Here’s one more thing, a post from Bill Watson on the CW Reenactors Forum. I know Bill and admire him as one of the bright stars of CW reenacting. I spoke with him before the parade began. He, like many reenactors, myself included, thinks the parade standards have devolved to where much of the proceedings are a circus sideshow. I think his post summarizes many reenactors’ feelings:

Experiencing War Fervor

Looked at with nothing but logic, the national SUV's position may be defensible. Folks are not using logic, however, because what we're looking at and what pushed our buttons is an attack on an active duty military unit that engaged in what amounts to a patriotic demonstration. That the 109th is a linear descendant of the 143rd PVI fuels the irony -- an organization dedicated to keeping alive the memory of Union soldiers is attempting to smack down an organization that is a descendant of a Civil War unit.

The response to the attack on the 109th is an outburst of fervor I can't recall seeing before on this board, and I've been here almost from the beginning. We are all seeing exactly how war fever spreads -- we are motivated by an injustice and determined to correct an abuse of authority, consequences be damned. Call out the militia, sign up some 90-day men, line the streets with hanky-fluttering women, and beat the drums: We're going to war.

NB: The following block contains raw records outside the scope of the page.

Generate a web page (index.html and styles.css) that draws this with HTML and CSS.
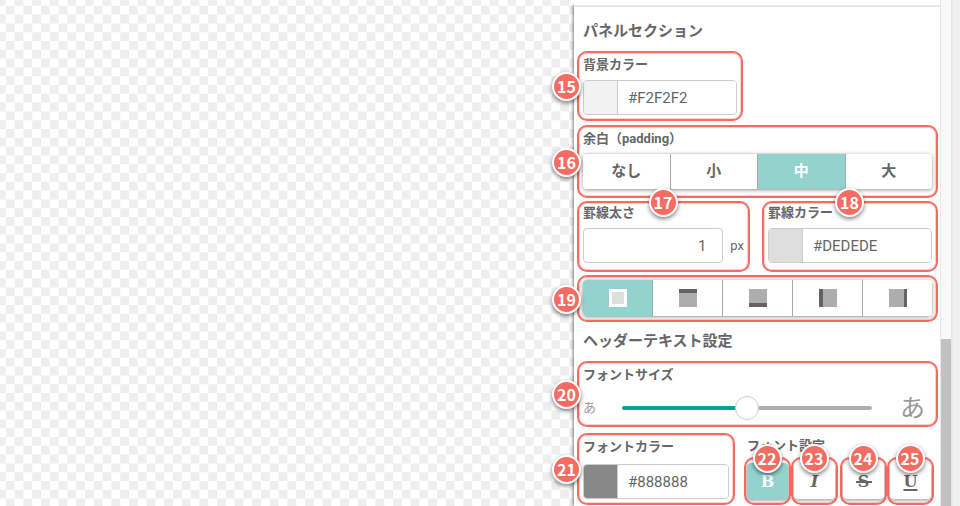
FILE: index.html
```
<!DOCTYPE html>
<html lang="ja">
<head>
  <meta charset="UTF-8">
  <meta name="viewport" content="width=device-width, initial-scale=1.0">
  <title>パネルセクション</title>
  <link rel="stylesheet" href="styles.css">
</head>
<body>
  <div class="editor">
    <main class="canvas"></main>
    <aside class="panel">
      <h2>パネルセクション</h2>

      <div class="group bg-color">
        <span class="badge side">15</span>
        <label for="bgColor">背景カラー</label>
        <div class="color-field">
          <span class="swatch light"></span>
          <input type="text" id="bgColor" value="#F2F2F2">
        </div>
      </div>

      <div class="group padding">
        <span class="badge side">16</span>
        <span class="label">余白（padding）</span>
        <div class="segments">
          <button type="button">なし</button>
          <button type="button">小</button>
          <button type="button" class="active">中</button>
          <button type="button">大</button>
        </div>
      </div>

      <div class="row">
        <div class="group line line-width">
          <span class="badge top">17</span>
          <label for="lineWidth">罫線太さ</label>
          <div class="unit-field">
            <input type="text" id="lineWidth" value="1">
            <span>px</span>
          </div>
        </div>
        <div class="group line line-color">
          <span class="badge top">18</span>
          <label for="lineColor">罫線カラー</label>
          <div class="color-field">
            <span class="swatch silver"></span>
            <input type="text" id="lineColor" value="#DEDEDE">
          </div>
        </div>
      </div>

      <div class="group sides">
        <span class="badge side">19</span>
        <div class="segments">
          <button type="button" class="active" aria-label="全体">
            <svg width="18" height="18" viewBox="0 0 18 18"><path fill="#fff" d="M0 0h18v18H0z"/><path fill="#dedede" d="M3 3h12v12H3z"/></svg>
          </button>
          <button type="button" aria-label="上">
            <svg width="18" height="18" viewBox="0 0 18 18"><path fill="#adadad" d="M0 0h18v18H0z"/><path fill="#636363" d="M0 0h18v4H0z"/></svg>
          </button>
          <button type="button" aria-label="下">
            <svg width="18" height="18" viewBox="0 0 18 18"><path fill="#adadad" d="M0 0h18v18H0z"/><path fill="#636363" d="M0 14h18v4H0z"/></svg>
          </button>
          <button type="button" aria-label="左">
            <svg width="18" height="18" viewBox="0 0 18 18"><path fill="#adadad" d="M0 0h18v18H0z"/><path fill="#636363" d="M0 0h4v18H0z"/></svg>
          </button>
          <button type="button" aria-label="右">
            <svg width="18" height="18" viewBox="0 0 18 18"><path fill="#adadad" d="M0 0h18v18H0z"/><path fill="#636363" d="M15 0h3v18h-3z"/></svg>
          </button>
        </div>
      </div>

      <h2 class="second">ヘッダーテキスト設定</h2>

      <div class="group font-size">
        <span class="badge side">20</span>
        <label for="fontSize">フォントサイズ</label>
        <div class="slider">
          <span class="small">あ</span>
          <input type="range" id="fontSize" min="0" max="100" value="50">
          <span class="large">あ</span>
        </div>
      </div>

      <div class="row last">
        <div class="group font-color">
          <span class="badge side">21</span>
          <label for="fontColor">フォントカラー</label>
          <div class="color-field">
            <span class="swatch gray"></span>
            <input type="text" id="fontColor" value="#888888">
          </div>
        </div>
        <div class="font-style">
          <span class="label">フォント設定</span>
          <div class="style-buttons">
            <div class="group style">
              <span class="badge top">22</span>
              <button type="button" class="bold active">B</button>
            </div>
            <div class="group style">
              <span class="badge top">23</span>
              <button type="button" class="italic">I</button>
            </div>
            <div class="group style split">
              <span class="badge top">24</span>
              <button type="button" class="strike">S</button>
            </div>
            <div class="group style">
              <span class="badge top">25</span>
              <button type="button" class="underline">U</button>
            </div>
          </div>
        </div>
      </div>
    </aside>
    <div class="scrollbar"><div class="thumb"></div></div>
    <div class="gutter"></div>
  </div>
</body>
</html>
```
FILE: styles.css
```
* {
  box-sizing: border-box;
}

body {
  margin: 0;
  color: #666;
  font-family: Roboto, "Noto Sans CJK JP", sans-serif;
  font-size: 13px;
}

.editor {
  display: flex;
  height: 100vh;
  overflow: hidden;
}

.canvas {
  flex: 1;
  background-color: #fff;
  background-image: url("data:image/svg+xml,%3Csvg xmlns='http://www.w3.org/2000/svg' viewBox='0 0 10 10'%3E%3Cpath fill='%23eee' d='M0 0h1v1H0zM2 0h1v1H2zM4 0h1v1H4zM6 0h1v1H6zM8 0h1v1H8zM1 1h1v1H1zM3 1h1v1H3zM5 1h1v1H5zM7 1h1v1H7zM9 1h1v1H9zM0 2h1v1H0zM2 2h1v1H2zM4 2h1v1H4zM6 2h1v1H6zM8 2h1v1H8zM1 3h1v1H1zM3 3h1v1H3zM5 3h1v1H5zM7 3h1v1H7zM9 3h1v1H9zM0 4h1v1H0zM2 4h1v1H2zM4 4h1v1H4zM6 4h1v1H6zM8 4h1v1H8zM1 5h1v1H1zM3 5h1v1H3zM5 5h1v1H5zM7 5h1v1H7zM9 5h1v1H9zM0 6h1v1H0zM2 6h1v1H2zM4 6h1v1H4zM6 6h1v1H6zM8 6h1v1H8zM1 7h1v1H1zM3 7h1v1H3zM5 7h1v1H5zM7 7h1v1H7zM9 7h1v1H9zM0 8h1v1H0zM2 8h1v1H2zM4 8h1v1H4zM6 8h1v1H6zM8 8h1v1H8zM1 9h1v1H1zM3 9h1v1H3zM5 9h1v1H5zM7 9h1v1H7zM9 9h1v1H9z'/%3E%3C/svg%3E");
  background-size: 88px 88px;
  background-position: -3px -3px;
}

.panel {
  width: 366px;
  margin-top: 5px;
  padding: 14px 2px 0 3px;
  border-top: 2px solid #e8e8e8;
  background-color: #fff;
  box-shadow: 0 -8px 0 #fff, -1px 0 3px rgba(0, 0, 0, 0.5);
}

h2 {
  margin: 0;
  padding-left: 6px;
  font-size: 15px;
  line-height: 20px;
}

h2.second {
  margin: 9px 0 10px;
}

.group {
  position: relative;
  padding: 4px;
  border: 2px solid #f66c63;
  border-radius: 10px;
  box-shadow: inset 0 0 0 1px #fcd0cd;
}

label,
.label {
  display: block;
  font-weight: bold;
  line-height: 16px;
  margin-bottom: 7px;
}

.badge {
  position: absolute;
  z-index: 1;
  width: 29px;
  height: 29px;
  border: 2px solid #fff;
  border-radius: 50%;
  background-color: #f66c63;
  color: #fff;
  font: bold 16px/24px "Noto Sans CJK JP", sans-serif;
  text-align: center;
  box-shadow: 0 2px 4px rgba(0, 0, 0, 0.5);
}

.badge.side {
  left: -27px;
  top: calc(50% - 14px);
}

.badge.top {
  left: calc(50% - 15px);
  top: -15px;
}

.bg-color {
  width: 166px;
  margin-top: 10px;
}

.padding {
  margin-top: 4px;
  padding-bottom: 7px;
}

.row {
  display: flex;
  justify-content: space-between;
  margin-top: 3px;
}

.line {
  padding-top: 2px;
  padding-bottom: 7px;
}

.line-width {
  width: 173px;
}

.line-color {
  width: 176px;
}

.color-field {
  display: flex;
  height: 35px;
  border: 1px solid #ccc;
  border-radius: 4px;
  overflow: hidden;
}

.swatch {
  width: 34px;
  border-right: 1px solid #ccc;
}

.swatch.light {
  background-color: #f2f2f2;
}

.swatch.silver {
  background-color: #dedede;
}

.swatch.gray {
  background-color: #888;
}

input[type="text"] {
  min-width: 0;
  border: none;
  background-color: #fff;
  color: #666;
  font: 15px Roboto, sans-serif;
}

.color-field input {
  flex: 1;
  padding: 0 10px;
}

.unit-field {
  display: flex;
  align-items: center;
  gap: 7px;
  height: 35px;
}

.unit-field input[type="text"] {
  width: 141px;
  height: 35px;
  padding: 0 16px;
  border: 1px solid #ccc;
  border-radius: 4px;
  text-align: right;
}

.segments {
  display: flex;
  height: 35px;
  border-radius: 4px;
  box-shadow: 0 1px 4px rgba(0, 0, 0, 0.4);
}

button {
  flex: 1;
  padding: 0;
  border: none;
  background-color: #fff;
  color: #666;
  font: bold 15px Roboto, "Noto Sans CJK JP", sans-serif;
  cursor: pointer;
}

.segments button {
  border-right: 1px solid #aaa;
  box-shadow: 1px 0 2px rgba(0, 0, 0, 0.15);
}

.padding button {
  padding-bottom: 5px;
}

.segments button:first-child {
  border-radius: 4px 0 0 4px;
}

.segments button:last-child {
  border-right: none;
  border-radius: 0 4px 4px 0;
  box-shadow: none;
}

button.active {
  background-color: #92d3cd;
  color: #fff;
}

.segments button.active {
  border-right-color: #8bbab6;
}

button svg {
  display: block;
  margin: auto;
}

.sides {
  margin-top: 3px;
  padding: 3px 4px 4px;
}

.sides .segments {
  height: 36px;
}

.font-size {
  height: 66px;
}

.slider {
  display: flex;
  align-items: center;
  height: 36px;
  color: #999;
  font-family: "Noto Sans CJK JP", sans-serif;
}

.slider .small {
  width: 39px;
  padding-bottom: 4px;
  font-size: 13px;
}

.slider .large {
  width: 32px;
  padding-bottom: 5px;
  font-size: 25px;
}

.slider input {
  flex: 1;
  min-width: 0;
  height: 24px;
  margin: 0 28px 0 0;
  background: none;
  appearance: none;
}

.slider input::-webkit-slider-runnable-track {
  height: 4px;
  border-radius: 2px;
  background: linear-gradient(to right, #00a396 50%, #b0b0b0 50%);
}

.slider input::-webkit-slider-thumb {
  width: 24px;
  height: 24px;
  margin-top: -10px;
  border: 1px solid #ccc;
  border-radius: 50%;
  background-color: #fff;
  appearance: none;
}

.row.last {
  justify-content: flex-start;
  gap: 9px;
  margin-top: 6px;
}

.font-color {
  width: 158px;
  height: 72px;
}

.font-color label {
  margin-bottom: 9px;
}

.font-style {
  padding-top: 5px;
}

.font-style .label {
  margin-bottom: 3px;
  padding-left: 3px;
}

.style-buttons {
  display: flex;
}

.style {
  display: flex;
  width: 47px;
  height: 48px;
  padding: 4px 1px;
}

.style.split {
  margin-left: 2px;
}

.style button {
  position: relative;
  border-radius: 4px;
  font-size: 16px;
  font-family: "DejaVu Serif", serif;
  box-shadow: 0 2px 3px rgba(0, 0, 0, 0.3);
}

.style .italic {
  font-style: italic;
}

/* strike line is wider than the letter */
.style .strike::after {
  content: "";
  position: absolute;
  top: 50%;
  left: calc(50% - 8px);
  width: 16px;
  height: 2px;
  background-color: #666;
}

.style .underline {
  text-decoration: underline 2px;
  text-underline-offset: 2px;
}

.scrollbar {
  display: flex;
  align-items: flex-end;
  width: 11px;
  border-left: 1px solid #e8e8e8;
  background-color: #f9f9f9;
}

.thumb {
  width: 100%;
  height: 33%;
  background-color: #c1c1c1;
}

.gutter {
  width: 9px;
  background: linear-gradient(to right, #e4e4e4, #f0f0f0 3px);
}
```
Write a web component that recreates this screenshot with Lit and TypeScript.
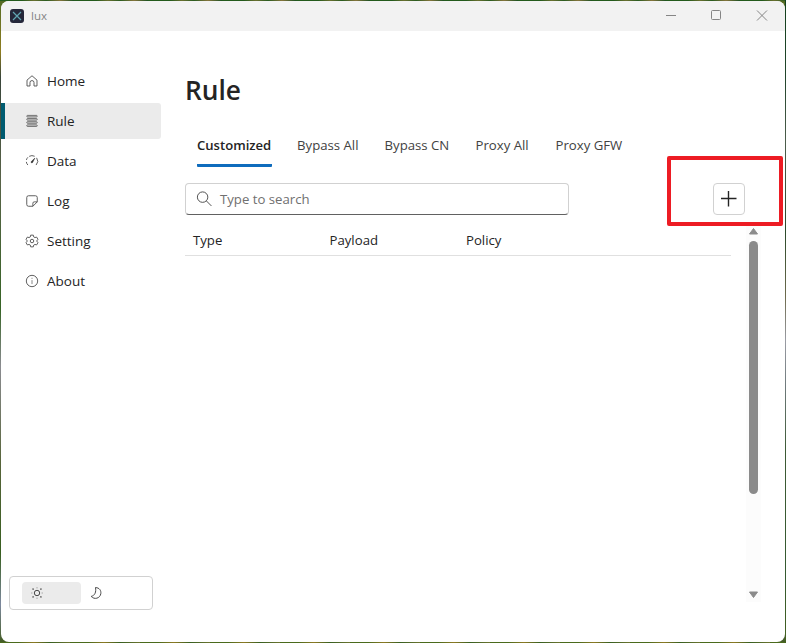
import { LitElement, html, svg, css } from "lit";
import { customElement, state } from "lit/decorators.js";

const icons: Record<string, unknown> = {
  Home: svg`<path d="M2.300 7 8 2l5.700 5v6.700h-3.400v-3.900a2.300 2.300 0 0 0-4.600 0v3.900H2.300z" stroke-linejoin="round"/>`,
  Rule: svg`<g fill="#d8d8d8" stroke="#555" stroke-width=".9"><rect x="2" y="1.600" width="12" height="1.800" rx=".9"/><rect x="2" y="5.200" width="12" height="1.800" rx=".9"/><rect x="2" y="8.800" width="12" height="1.800" rx=".9"/><rect x="2" y="12.400" width="12" height="1.800" rx=".9"/></g>`,
  Data: svg`<path d="M3.300 12.600A6.500 6.500 0 0 1 1.500 9M1.600 6.800A6.500 6.500 0 0 1 3.300 3.800M4.800 2.700A6.500 6.500 0 0 1 11 2.600M13.300 4.400A6.500 6.500 0 0 1 12.700 12.600"/><path d="M11.200 4.800 7.200 8.600a.9.900 0 1 0 1.400 1.200z" fill="#333" stroke="#333" stroke-width=".7"/>`,
  Log: svg`<path d="M4 2h8a2 2 0 0 1 2 2v5l-5 5H4a2 2 0 0 1-2-2V4a2 2 0 0 1 2-2zM9 14v-3.500A1.500 1.500 0 0 1 10.500 9H14"/>`,
  Setting: svg`<path d="m6.500 1.300h3l.5 2.100 1.300.7 2-.6 1.500 2.600L13.300 8l1.500 1.900-1.500 2.600-2-.6-1.300.7-.5 2.100h-3L6 12.600l-1.300-.7-2 .6-1.500-2.600L2.700 8 1.200 6.100l1.500-2.600 2 .6L6 3.400z" stroke-linejoin="round"/><circle cx="8" cy="8" r="2"/>`,
  About: svg`<circle cx="8" cy="8" r="6.500"/><path d="M8 7v4.500M8 4.300v1.300" stroke="#777"/>`,
};

@customElement("app-root")
export class AppRoot extends LitElement {
  @state() private page = "Rule";
  @state() private tab = "Customized";

  static styles = css`
    :host {
      display: block;
      box-sizing: border-box;
      width: 786px;
      height: 643px;
      padding: 1px;
      overflow: hidden;
      font: 13.300px/20px "Open Sans", "Noto Sans", sans-serif;
      color: #242424;
      background:
        linear-gradient(#12401c, #22452c 12%, #4d5d4c 22%, #2b4a2b 36%, #6d6a4c 46%, #9a9ca4 53%, #6f7a7c 60%, #3d5a35 70%, #355a30 90%, #44601e) right / 1px 100% no-repeat,
        repeating-linear-gradient(90deg, #235a1c 0 22px, #6a6f30 34px, #2a5c20 46px, #85743c 60px, #1d5222 74px) top / 100% 1px no-repeat,
        repeating-linear-gradient(90deg, #4a6a1c 0 18px, #8d7a24 34px, #385f20 50px, #6b7430 70px) bottom / 100% 1px no-repeat,
        linear-gradient(#536b24, #8f7d20 8%, #39463a 12%, #596348 28%, #376426 48%, #8b8c91 57%, #57643a 72%, #385f20 86%, #7e899f 94%, #425b22);
    }
    * { box-sizing: border-box; }
    svg { display: block; fill: none; stroke: #4a4a4a; }
    button { font: inherit; color: inherit; border: 0; background: none; padding: 0; margin: 0; text-align: left; }
    .window { position: relative; height: 641px; width: 784px; border-radius: 8px; overflow: hidden; background: #fff; display: flex; flex-direction: column; }
    .titlebar { height: 30px; flex: none; background: #f2f2f2; display: flex; align-items: center; padding-left: 9px; color: #858585; font-size: 11.500px; }
    .name { margin-left: 7px; flex: 1; }
    .controls { display: flex; }
    .controls svg { width: 45.500px; height: 30px; stroke: #858585; }
    .body { display: flex; flex: 1; min-height: 0; }
    .side { width: 160px; padding-top: 32px; display: flex; flex-direction: column; }
    .nav { display: flex; flex-direction: column; gap: 4px; }
    .item { display: flex; align-items: center; height: 36px; padding-left: 24px; gap: 8px; font-size: 13.500px; border-radius: 0 3px 3px 0; }
    .item svg { width: 14px; height: 14px; }
    .item.on { background: #ebebeb; border-left: 4px solid #005b70; padding-left: 20px; }
    .theme { width: 144px; height: 34px; margin: auto 0 32px 8px; padding: 0 12px; border: 1px solid #d1d1d1; border-radius: 4px; display: flex; align-items: center; }
    .mode { width: 59px; height: 22px; border-radius: 4px; display: flex; align-items: center; padding-left: 8px; }
    .mode svg { width: 14px; height: 14px; }
    .mode.on { background: #ebebeb; }
    .main { flex: 1; padding: 38px 0 0 24px; }
    h1 { margin: 0; font-size: 26.300px; line-height: 42px; font-weight: 600; }
    .tabs { display: grid; grid-template-columns: 100px 87.500px 91px 80px 91px; height: 44px; margin-top: 12px; }
    .tab { padding: 0 0 0 12px; color: #424242; display: flex; white-space: nowrap; font-size: 13.200px; }
    .label { height: 44px; line-height: 44px; }
    .tab.on { color: #242424; font-weight: 600; font-size: 13.100px; }
    .tab.on .label { width: 75px; border-bottom: 3px solid #0f6cbd; border-radius: 1px; height: 44px; }
    .tools { display: flex; justify-content: space-between; width: 560px; margin-top: 16px; }
    .search { width: 384px; height: 32px; border: 1px solid #d1d1d1; border-bottom-color: #616161; border-radius: 4px; display: flex; align-items: center; gap: 6px; padding-left: 9px; color: #707070; font-size: 13.200px; }
    .search svg { width: 19px; height: 19px; }
    .add { width: 32px; height: 32px; border: 1px solid #d1d1d1; border-radius: 4px; display: grid; place-items: center; }
    .add svg { width: 20px; height: 20px; stroke: #242424; }
    .list { display: flex; justify-content: space-between; width: 576px; margin-top: 10px; }
    .head { width: 546px; height: 31px; border-bottom: 1px solid #e0e0e0; display: grid; grid-template-columns: 136.500px 136.500px 1fr; line-height: 31px; font-size: 13.200px; }
    .cell { padding-left: 8px; }
    .scroll { width: 15px; height: 377px; background: #fcfcfc; display: flex; flex-direction: column; align-items: center; }
    .scroll svg { width: 15px; height: 16px; stroke: #8b8b8b; fill: #8b8b8b; }
    .thumb { width: 9px; height: 253px; border-radius: 5px; background: #8b8b8b; margin-bottom: auto; }
    .marker { position: absolute; left: 665.500px; top: 155.300px; width: 116px; height: 70px; border: 4px solid #ed1c24; border-radius: 2px; pointer-events: none; }
  `;

  render() {
    return html`
      <div class="window">
        <header class="titlebar">
          <svg width="14" height="14" viewBox="0 0 14 14"><rect width="14" height="14" rx="3" fill="#25273a" stroke="none"/><path d="m3 3 8 8m0-8-8 8" stroke="#62a5b2" stroke-width="1.200"/></svg>
          <span class="name">lux</span>
          <div class="controls">
            <svg viewBox="0 0 45.500 30"><path d="M17 14.500h10"/></svg>
            <svg viewBox="0 0 45.500 30"><rect x="17.500" y="9.500" width="9" height="9" rx="1"/></svg>
            <svg viewBox="0 0 45.500 30"><path d="m17 9.500 10 10m0-10-10 10"/></svg>
          </div>
        </header>
        <div class="body">
          <aside class="side">
            <nav class="nav">
              ${Object.keys(icons).map((n) => html`<button class="item ${n === this.page ? "on" : ""}" @click=${() => (this.page = n)}><svg viewBox="0 0 16 16">${icons[n]}</svg>${n}</button>`)}
            </nav>
            <div class="theme">
              <button class="mode on" aria-label="Light"><svg viewBox="0 0 14 14"><circle cx="7" cy="7" r="2.700"/><path d="M7 1v1.500M7 11.500V13M1 7h1.500M11.500 7H13" stroke="#aaa"/><path d="m2.600 2.600.9.900m7 7 .9.900m0-8.800-.9.900m-7 7-.9.900" stroke="#222" stroke-width="1.200"/></svg></button>
              <button class="mode" aria-label="Dark"><svg viewBox="0 0 14 14"><path d="M6.500 1.500c4 .3 5.800 3 5.300 6.200-.7 4.700-6.500 6.300-9.600 2.700C6 9.500 7.300 6 6.500 1.500z"/></svg></button>
            </div>
          </aside>
          <main class="main">
            <h1>Rule</h1>
            <div class="tabs">
              ${["Customized", "Bypass All", "Bypass CN", "Proxy All", "Proxy GFW"].map((t) => html`<button class="tab ${t === this.tab ? "on" : ""}" @click=${() => (this.tab = t)}><span class="label">${t}</span></button>`)}
            </div>
            <div class="tools">
              <div class="search"><svg viewBox="0 0 20 20"><circle cx="8" cy="7.500" r="5.500"/><path d="m12 11.500 5.300 5.300"/></svg><span>Type to search</span></div>
              <button class="add" aria-label="Add"><svg viewBox="0 0 20 20"><path d="M9.500 2v15.500M2 9.500h15.500" stroke-width="1.400"/></svg></button>
            </div>
            <div class="list">
              <div class="head"><span class="cell">Type</span><span class="cell">Payload</span><span class="cell">Policy</span></div>
              <div class="scroll">
                <svg viewBox="0 0 15 16"><path d="m7.500 3.500 4 5.500h-8z" stroke-linejoin="round"/></svg>
                <div class="thumb"></div>
                <svg viewBox="0 0 15 16"><path d="m7.500 11.500-4-5.500h8z" stroke-linejoin="round"/></svg>
              </div>
            </div>
          </main>
        </div>
        <div class="marker"></div>
      </div>
    `;
  }
}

I'd say that if there was a deeper plot here (and I don't believe there is, there is no precedent among us for cooperation to the degree necessary to support the kind of Machiavellian intrigue across time that this would involve), the SUV is playing right into it, marching into a position of maximum vulnerability. The end result has the potential of being either the abolition or reform of a parade that has devolved into a mockery of our ancestors rather than a celebration of them. I say that after attending this year's parade as a spectator in modern clothing, seeing how the whole thing looked from the outside, and listening to the comments as I went up and down the parade route. There were good units in the parade, proud units, and then there were folks who apparently were late for the Halloween parade a few weeks earlier. As all who saw it can attest, the salute to the 109th and their subsequent inclusion in the parade was the high point, the moment most in keeping with the reason Abraham Lincoln went to Gettysburg in 1863.

So what it boils down to is not whether some SUV parade rule not enforced against Yosemite Sam, Steamboat Willie, Scarlett O’Hara and other parade characters of dubious or fictional provenance should be enforced against a modern unit with an actual Civil War pedigree, a unit with members still recuperating from wounds freshly received in defense of the nation. And if their mistake was that, unlike Yosemite Sam and the others, they actually asked permission and were denied, does that make the SUV more right or more wrong? That is, if they'd just marched, like all the folks with cap pistols or street shoes or even banners identifying themselves as modern organizations, would they have drawn the disproportionate response from the SUV of asking the state military hierarchy to "investigate" them?

Dang, I've now pxxxed myself off.

Where's my bayonet? I'm going to war.

Bill Watson
Company I Mess
Potomac Legion

Please consider contacting anyone listed here to get their version of the story and send emails and letters as you feel appropriate. Thank you, and God bless the USA and our troops.

Steel Horse Bailey:
I realize that this is LONG after the original post, but the time for the above mentioned parade again draws near.

I hope the committee gets their sh!* together, pulls their head out of their a$$ and INVITES the 109th FA to march in the 2005 parade!